Outlook Tower and Camera Obscura

Outlook Tower and Camera Obscura on Castlehill, Edinburgh
©2022 Gazetteer for Scotland

Outlook Tower and Camera Obscura on Castlehill, Edinburgh

Located just below Edinburgh Castle is a Camera Obscura and Outlook Tower, set up by Maria Theresa Short, daughter of Thomas Short (d.1788), the astronomer and optician who had set up the Observatory of Calton Hill. Maria returned from the West Indies to discover she had no rights to her father's old observatory, now operated by the Edinburgh Astronomical Institution. However, she demanded the return of equipment, including telescopes and a camera obscura. She set up a commercial exhibit on Calton Hill and operated this until she was evicted in 1850. In 1853, she acquired the old 17th Century townhouse of the Ramsays of Dalhousie on Castlehill and added further storeys (probably using architect David Rhind (1808-83)) to provide an appropriate platform for her equipment. Thus Short's Observatory, a museum of scientific and other curiosities, came into being.

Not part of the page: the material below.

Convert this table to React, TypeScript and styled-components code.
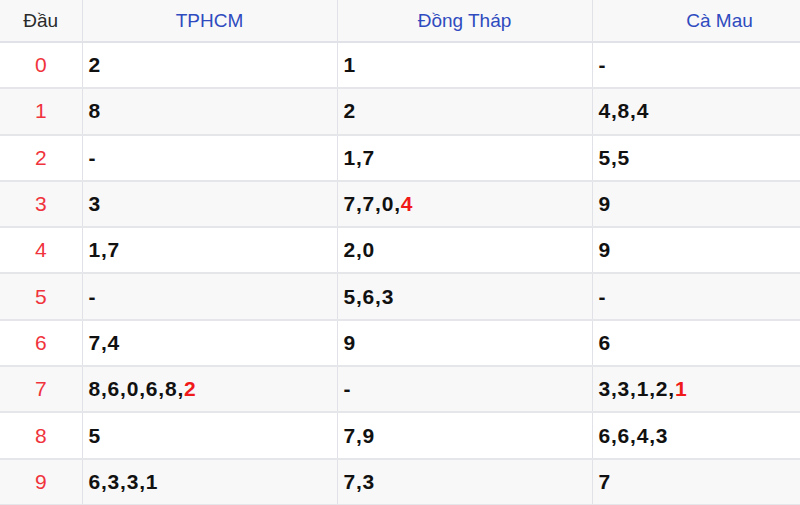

The building and the museum were refurbished by town-planner Sir Patrick Geddes (1854 - 1932) in 1892 and later managed by his daughter Norah Mears (1887 - 1967). In 1955, the 17th Century doorway to the west in Ramsay Lane was installed, having been brought from Woolmet House in Midlothian, demolished two years previously.

Today, there is an exhibition of Geddes' work, together with various scientific galleries including holograms and pin-hole photography. On top of the tower is the camera obscura which is used to project a 'virtual' tour of the city for tourists.